↓

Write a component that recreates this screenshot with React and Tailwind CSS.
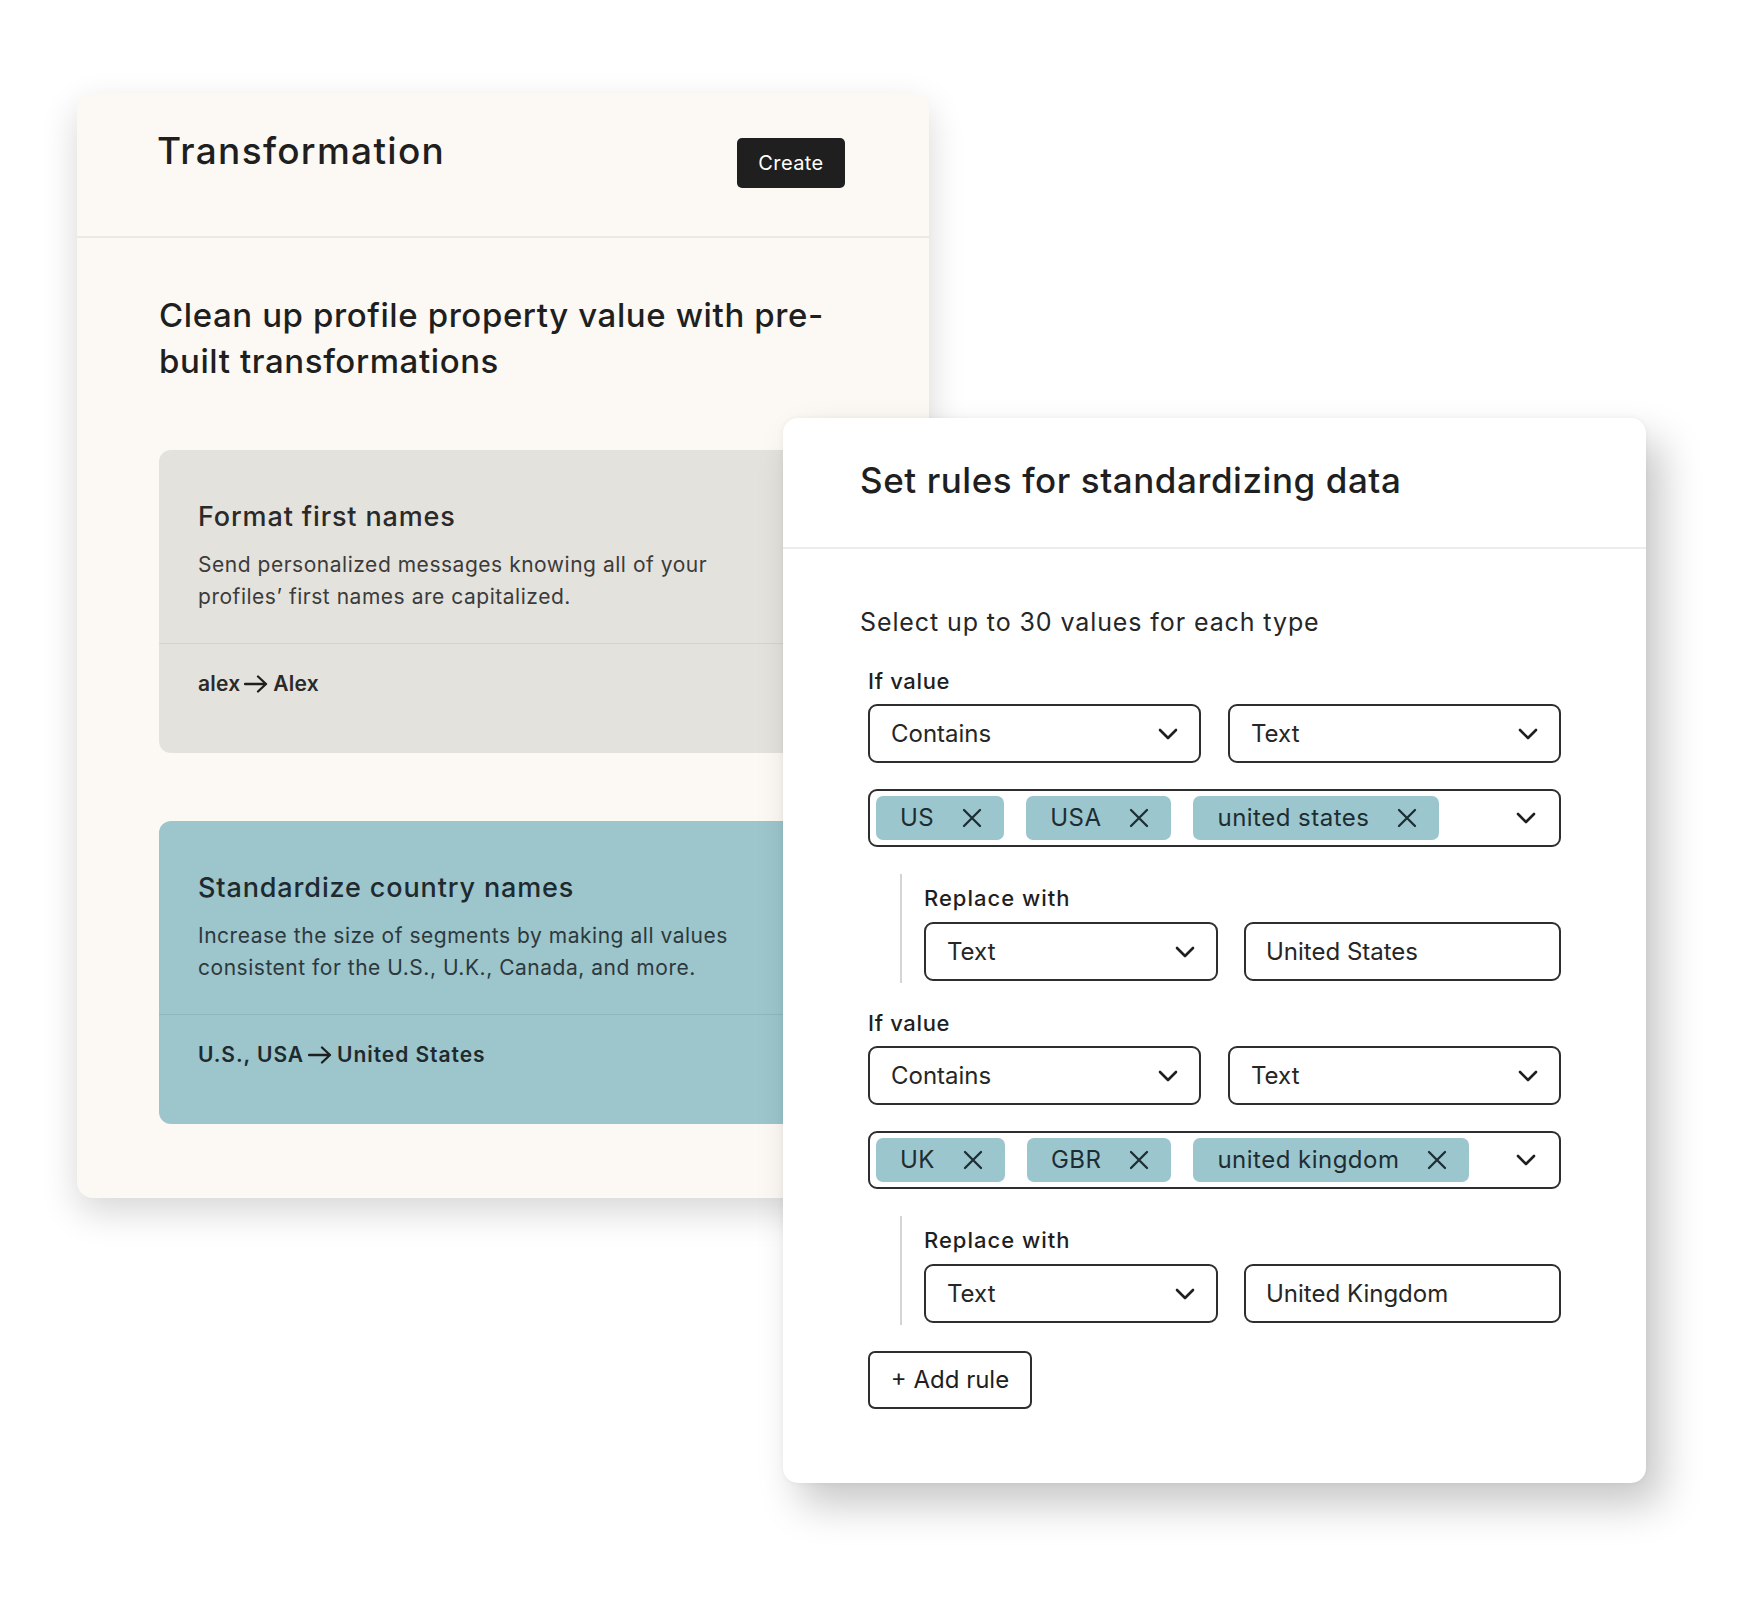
import React from "react";

function Chevron() {
  return (
    <svg width="20" height="12" viewBox="0 0 20 12" fill="none" className="flex-none">
      <path d="M2 2 L10 10 L18 2" stroke="#1f1f1f" strokeWidth="2.6" strokeLinecap="round" strokeLinejoin="round" />
    </svg>
  );
}

function XIcon() {
  return (
    <svg width="20" height="20" viewBox="0 0 20 20" fill="none" className="flex-none">
      <path d="M2 2 L18 18 M18 2 L2 18" stroke="#1d2d33" strokeWidth="2.3" strokeLinecap="round" />
    </svg>
  );
}

function Arrow() {
  return (
    <svg width="25" height="18" viewBox="0 0 25 18" fill="none" className="flex-none mx-[4px]">
      <path d="M1 9 H22 M14 1.5 L22 9 L14 16.5" stroke="#1f1f1f" strokeWidth="2.3" strokeLinecap="round" strokeLinejoin="round" />
    </svg>
  );
}

function Select({ label, className = "" }) {
  return (
    <div className={`h-[59px] border-2 border-[#2e2e2e] rounded-[9px] flex items-center justify-between pl-[21px] pr-[21px] bg-white ${className}`}>
      <span className="text-[24px] text-[#262626]">{label}</span>
      <Chevron />
    </div>
  );
}

function Tag({ text }) {
  return (
    <div className="h-[44px] rounded-[7px] bg-[#9cc6cd] flex items-center pl-[24px] pr-[22px] gap-[28px]">
      <span className="text-[24px] tracking-[0.02em] text-[#1d2d33]">{text}</span>
      <XIcon />
    </div>
  );
}

function TagBox({ tags }) {
  return (
    <div className="mt-[26px] h-[58px] border-2 border-[#2e2e2e] rounded-[9px] flex items-center pl-[6px] pr-[23px]">
      <div className="flex items-center gap-[22px] flex-1">
        {tags.map((t) => (
          <Tag key={t} text={t} />
        ))}
      </div>
      <Chevron />
    </div>
  );
}

function Rule({ tags, replace }) {
  return (
    <div>
      <div className="text-[22px] leading-[28px] font-medium tracking-[0.03em] text-[#1f1f1f]">If value</div>
      <div className="mt-[9px] grid grid-cols-2 gap-[27px]">
        <Select label="Contains" />
        <Select label="Text" />
      </div>
      <TagBox tags={tags} />
      <div className="mt-[27px] ml-[32px] border-l-2 border-[#d4d4d4] pl-[22px] pt-[10px] pb-[2px]">
        <div className="text-[22px] leading-[28px] font-medium tracking-[0.045em] text-[#1f1f1f]">Replace with</div>
        <div className="mt-[10px] flex gap-[26px]">
          <Select label="Text" className="w-[294px] flex-none" />
          <div className="flex-1 h-[59px] border-2 border-[#2e2e2e] rounded-[9px] flex items-center pl-[20px] bg-white">
            <span className="text-[24px] text-[#262626]">{replace}</span>
          </div>
        </div>
      </div>
    </div>
  );
}

function Feature({ bg, divider, title, desc, from, to, textColor, footTrack }) {
  return (
    <div className={`rounded-[12px] ${bg} w-[690px]`}>
      <div className={`px-[39px] pt-[50px] pb-[30px] border-b ${divider}`}>
        <div className={`text-[27px] leading-[34px] font-medium tracking-[0.032em] ${textColor}`}>{title}</div>
        <div className={`mt-[15px] text-[21px] leading-[32px] tracking-[0.025em] ${textColor} opacity-90`}>{desc}</div>
      </div>
      <div className={`px-[39px] pt-[24px] pb-[53px] flex items-center text-[21px] leading-[32px] font-semibold ${footTrack} ${textColor}`}>
        <span>{from}</span>
        <Arrow />
        <span>{to}</span>
      </div>
    </div>
  );
}

export default function App() {
  return (
    <div className="relative w-[1751px] h-[1600px] bg-white overflow-hidden font-[Inter,sans-serif]">
      <div className="absolute left-[77px] top-[93px] w-[852px] h-[1105px] rounded-[16px] bg-[#fcf9f4] shadow-[0_14px_36px_rgba(0,0,0,0.16)] overflow-hidden">
        <div className="flex justify-between items-start pl-[80px] pr-[84px] pt-[36px] h-[145px] border-b-2 border-[#ece9e3]">
          <div className="text-[37px] leading-[44px] font-medium tracking-[0.035em] text-[#1f1f1f]">Transformation</div>
          <div className="mt-[9px] w-[108px] h-[50px] rounded-[5px] bg-[#1f1f1f] text-white text-[20px] tracking-[0.02em] flex items-center justify-center">
            Create
          </div>
        </div>
        <div className="pl-[82px] pt-[54px]">
          <div className="text-[33px] leading-[46px] font-medium tracking-[0.018em] text-[#1f1f1f] w-[720px]">
            Clean up profile property value with pre-built transformations
          </div>
          <div className="mt-[66px]">
            <Feature
              bg="bg-[#e4e2dd]"
              divider="border-[#d5d3ce]"
              textColor="text-[#2a2a2a]"
              footTrack="tracking-[0.01em]"
              title="Format first names"
              desc={<>Send personalized messages knowing all of your<br />profiles’ first names are capitalized.</>}
              from="alex"
              to="Alex"
            />
          </div>
          <div className="mt-[68px]">
            <Feature
              bg="bg-[#9cc5cc]"
              divider="border-[#8db7be]"
              textColor="text-[#1f2a2e]"
              footTrack="tracking-[0.045em]"
              title="Standardize country names"
              desc={<>Increase the size of segments by making all values<br />consistent for the U.S., U.K., Canada, and more.</>}
              from="U.S., USA"
              to="United States"
            />
          </div>
        </div>
      </div>

      <div className="absolute left-[783px] top-[418px] w-[863px] h-[1065px] rounded-[15px] bg-white shadow-[16px_22px_40px_rgba(0,0,0,0.22),0_0_6px_rgba(0,0,0,0.05)]">
        <div className="pl-[77px] pt-[40px] pb-[45px] border-b-2 border-[#ececec]">
          <div className="text-[35px] leading-[44px] font-medium tracking-[0.016em] text-[#1f1f1f]">Set rules for standardizing data</div>
        </div>
        <div className="pl-[77px] pr-[85px] pt-[57px]">
          <div className="text-[25px] leading-[32px] tracking-[0.036em] text-[#262626]">Select up to 30 values for each type</div>
          <div className="pl-[8px] mt-[29px] flex flex-col gap-[26px]">
            <Rule tags={["US", "USA", "united states"]} replace="United States" />
            <Rule tags={["UK", "GBR", "united kingdom"]} replace="United Kingdom" />
          </div>
          <div className="pl-[8px] mt-[26px]">
            <div className="w-[164px] h-[58px] border-2 border-[#2e2e2e] rounded-[7px] flex items-center justify-center text-[24px] text-[#1f1f1f]">
              + Add rule
            </div>
          </div>
        </div>
      </div>
    </div>
  );
}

↑

* [WHAT TO DO] Omit every picture, then reproduce the rest of the listing exactly.

* [FINISHED EXERCISE]
Write a component that recreates this screenshot with React and Tailwind CSS.
import React from "react";

function Chevron() {
  return (
    <svg width="20" height="12" viewBox="0 0 20 12" fill="none" className="flex-none">
      <path d="M2 2 L10 10 L18 2" stroke="#1f1f1f" strokeWidth="2.6" strokeLinecap="round" strokeLinejoin="round" />
    </svg>
  );
}

function XIcon() {
  return (
    <svg width="20" height="20" viewBox="0 0 20 20" fill="none" className="flex-none">
      <path d="M2 2 L18 18 M18 2 L2 18" stroke="#1d2d33" strokeWidth="2.3" strokeLinecap="round" />
    </svg>
  );
}

function Arrow() {
  return (
    <svg width="25" height="18" viewBox="0 0 25 18" fill="none" className="flex-none mx-[4px]">
      <path d="M1 9 H22 M14 1.5 L22 9 L14 16.5" stroke="#1f1f1f" strokeWidth="2.3" strokeLinecap="round" strokeLinejoin="round" />
    </svg>
  );
}

function Select({ label, className = "" }) {
  return (
    <div className={`h-[59px] border-2 border-[#2e2e2e] rounded-[9px] flex items-center justify-between pl-[21px] pr-[21px] bg-white ${className}`}>
      <span className="text-[24px] text-[#262626]">{label}</span>
      <Chevron />
    </div>
  );
}

function Tag({ text }) {
  return (
    <div className="h-[44px] rounded-[7px] bg-[#9cc6cd] flex items-center pl-[24px] pr-[22px] gap-[28px]">
      <span className="text-[24px] tracking-[0.02em] text-[#1d2d33]">{text}</span>
      <XIcon />
    </div>
  );
}

function TagBox({ tags }) {
  return (
    <div className="mt-[26px] h-[58px] border-2 border-[#2e2e2e] rounded-[9px] flex items-center pl-[6px] pr-[23px]">
      <div className="flex items-center gap-[22px] flex-1">
        {tags.map((t) => (
          <Tag key={t} text={t} />
        ))}
      </div>
      <Chevron />
    </div>
  );
}

function Rule({ tags, replace }) {
  return (
    <div>
      <div className="text-[22px] leading-[28px] font-medium tracking-[0.03em] text-[#1f1f1f]">If value</div>
      <div className="mt-[9px] grid grid-cols-2 gap-[27px]">
        <Select label="Contains" />
        <Select label="Text" />
      </div>
      <TagBox tags={tags} />
      <div className="mt-[27px] ml-[32px] border-l-2 border-[#d4d4d4] pl-[22px] pt-[10px] pb-[2px]">
        <div className="text-[22px] leading-[28px] font-medium tracking-[0.045em] text-[#1f1f1f]">Replace with</div>
        <div className="mt-[10px] flex gap-[26px]">
          <Select label="Text" className="w-[294px] flex-none" />
          <div className="flex-1 h-[59px] border-2 border-[#2e2e2e] rounded-[9px] flex items-center pl-[20px] bg-white">
            <span className="text-[24px] text-[#262626]">{replace}</span>
          </div>
        </div>
      </div>
    </div>
  );
}

function Feature({ bg, divider, title, desc, from, to, textColor, footTrack }) {
  return (
    <div className={`rounded-[12px] ${bg} w-[690px]`}>
      <div className={`px-[39px] pt-[50px] pb-[30px] border-b ${divider}`}>
        <div className={`text-[27px] leading-[34px] font-medium tracking-[0.032em] ${textColor}`}>{title}</div>
        <div className={`mt-[15px] text-[21px] leading-[32px] tracking-[0.025em] ${textColor} opacity-90`}>{desc}</div>
      </div>
      <div className={`px-[39px] pt-[24px] pb-[53px] flex items-center text-[21px] leading-[32px] font-semibold ${footTrack} ${textColor}`}>
        <span>{from}</span>
        <Arrow />
        <span>{to}</span>
      </div>
    </div>
  );
}

export default function App() {
  return (
    <div className="relative w-[1751px] h-[1600px] bg-white overflow-hidden font-[Inter,sans-serif]">
      <div className="absolute left-[77px] top-[93px] w-[852px] h-[1105px] rounded-[16px] bg-[#fcf9f4] shadow-[0_14px_36px_rgba(0,0,0,0.16)] overflow-hidden">
        <div className="flex justify-between items-start pl-[80px] pr-[84px] pt-[36px] h-[145px] border-b-2 border-[#ece9e3]">
          <div className="text-[37px] leading-[44px] font-medium tracking-[0.035em] text-[#1f1f1f]">Transformation</div>
          <div className="mt-[9px] w-[108px] h-[50px] rounded-[5px] bg-[#1f1f1f] text-white text-[20px] tracking-[0.02em] flex items-center justify-center">
            Create
          </div>
        </div>
        <div className="pl-[82px] pt-[54px]">
          <div className="text-[33px] leading-[46px] font-medium tracking-[0.018em] text-[#1f1f1f] w-[720px]">
            Clean up profile property value with pre-built transformations
          </div>
          <div className="mt-[66px]">
            <Feature
              bg="bg-[#e4e2dd]"
              divider="border-[#d5d3ce]"
              textColor="text-[#2a2a2a]"
              footTrack="tracking-[0.01em]"
              title="Format first names"
              desc={<>Send personalized messages knowing all of your<br />profiles’ first names are capitalized.</>}
              from="alex"
              to="Alex"
            />
          </div>
          <div className="mt-[68px]">
            <Feature
              bg="bg-[#9cc5cc]"
              divider="border-[#8db7be]"
              textColor="text-[#1f2a2e]"
              footTrack="tracking-[0.045em]"
              title="Standardize country names"
              desc={<>Increase the size of segments by making all values<br />consistent for the U.S., U.K., Canada, and more.</>}
              from="U.S., USA"
              to="United States"
            />
          </div>
        </div>
      </div>

      <div className="absolute left-[783px] top-[418px] w-[863px] h-[1065px] rounded-[15px] bg-white shadow-[16px_22px_40px_rgba(0,0,0,0.22),0_0_6px_rgba(0,0,0,0.05)]">
        <div className="pl-[77px] pt-[40px] pb-[45px] border-b-2 border-[#ececec]">
          <div className="text-[35px] leading-[44px] font-medium tracking-[0.016em] text-[#1f1f1f]">Set rules for standardizing data</div>
        </div>
        <div className="pl-[77px] pr-[85px] pt-[57px]">
          <div className="text-[25px] leading-[32px] tracking-[0.036em] text-[#262626]">Select up to 30 values for each type</div>
          <div className="pl-[8px] mt-[29px] flex flex-col gap-[26px]">
            <Rule tags={["US", "USA", "united states"]} replace="United States" />
            <Rule tags={["UK", "GBR", "united kingdom"]} replace="United Kingdom" />
          </div>
          <div className="pl-[8px] mt-[26px]">
            <div className="w-[164px] h-[58px] border-2 border-[#2e2e2e] rounded-[7px] flex items-center justify-center text-[24px] text-[#1f1f1f]">
              + Add rule
            </div>
          </div>
        </div>
      </div>
    </div>
  );
}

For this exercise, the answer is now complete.